Ukraine’s leader marks end of WWII in village near Russia

KYIV, Ukraine (AP) — Ukraine’s president marked the anniversary of World War II’s end in Europe by visiting a village along the Russian border, where tensions had escalated during a recent Russian military buildup.

President Volodymyr Zelenskyy visited the village of Milovoe in eastern Ukraine with ambassadors from the European Union and the Group of Seven wealthy nations.

Milovoe is located in the Luhansk region, much of which has been under the control of Russia-backed separatists since 2014 along with a large part of the adjacent Donetsk region.

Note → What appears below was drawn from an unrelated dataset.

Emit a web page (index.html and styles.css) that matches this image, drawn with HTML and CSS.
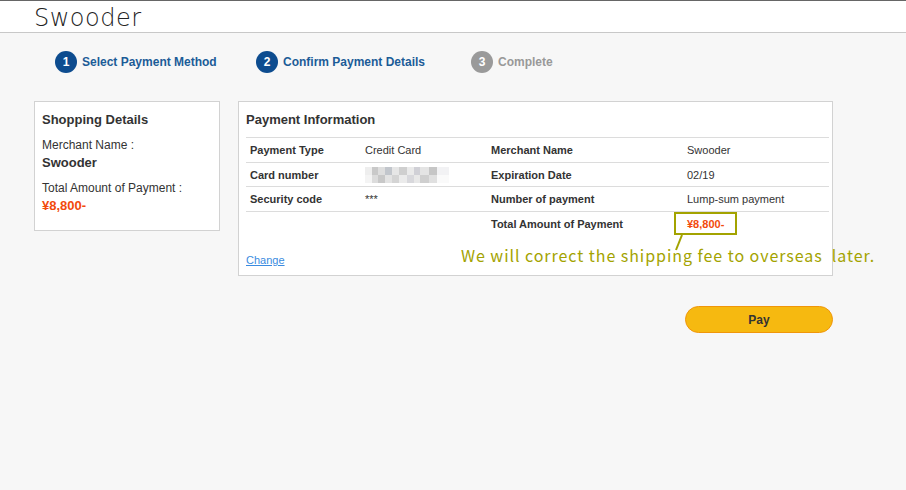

More than 14,000 people have been killed during seven years of fighting between the separatists and Ukrainian forces. Ukraine says 36 of its soldiers have died in rebel attacks so far this year.

A massive troop buildup and military exercises in western Russia near the border with Ukraine caused alarm among Ukrainian officials and their allies before Moscow pulled the troops back.

“Ukrainians fought together with dozens of peoples against Nazism… and definitely not for war to take the lives of our people 76 years later,” Zelenskyy said during his visit to the village.

Saturday was Victory in Europe Day, which commemorates the anniversary of the Allies formally accepting Germany’s surrender in World War II.

At the Saur-Mogila war memorial in Ukraine’s rebel-held territory, demonstrators unfurled a 300-meter (1,000-foot) brown-and-orange banner — the colors of the ribbon on the medal given to Soviet soldiers who served in World War II.